2. Une ville sans fortifications
Heian-kyô, la Capitale de l’empereur Kanmu fut construite en prenant
modèle sur les capitales chinoises de Chang-an 長安 et de Luoyang 洛陽,
c’est-à-dire qu’elle fut inscrite dans un plan en damier traversé par un réseau
d’avenues se croisant à angle droit. On y trouvait un palais impérial, des
administrations et huit ministères séparés du reste de la capitale par de hauts
murs, des résidences, des habitations et des marchés. Le nom de la ville de
Luoyang (Rakuyô en japonais) servit aussi – et sert toujours à désigner l’intérieur (Rakuchû 洛中 « l’intérieur de Luoyang ») et l’extérieur (Rakugai 洛
外 « l’extérieur de Luoyang ») de la ville de Kyôto.

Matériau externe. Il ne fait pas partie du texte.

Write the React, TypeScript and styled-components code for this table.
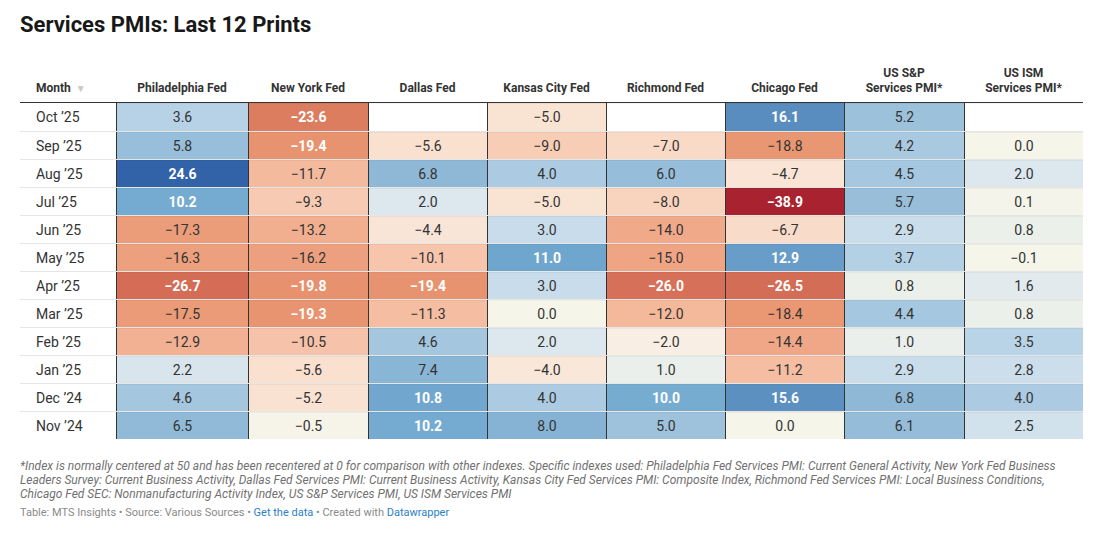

Cette différence entre l’intérieur et l’extérieur de la ville n’était, toutefois,
pas aussi marquée que ces termes peuvent le suggérer car, même si son plan
avait été inspiré par celui des capitales chinoises, Heian-kyô en différait sur
un point essentiel : à la différence de Chang-an qui était entourée de douves
profondes et de murailles hautes de cinq mètres, elle n’était pas protégée par
un tel réseau de fortifications. Ses limites étaient tout simplement marquées
par les rues qui la bordaient au nord (Ichijô-ôji 一条大路, l’actuelle Ichijô-dôri), à l’est (Nishi Kyôgoku Ôji 西京極大路), au sud (Kujô-ôji 九条大
路, l’actuelle Kujô-dôri) et à l’ouest (Nishi Kyôgoku Ôji 東京極大路). Était
donc considéré comme Capitale l’espace compris entre ces quatre rues.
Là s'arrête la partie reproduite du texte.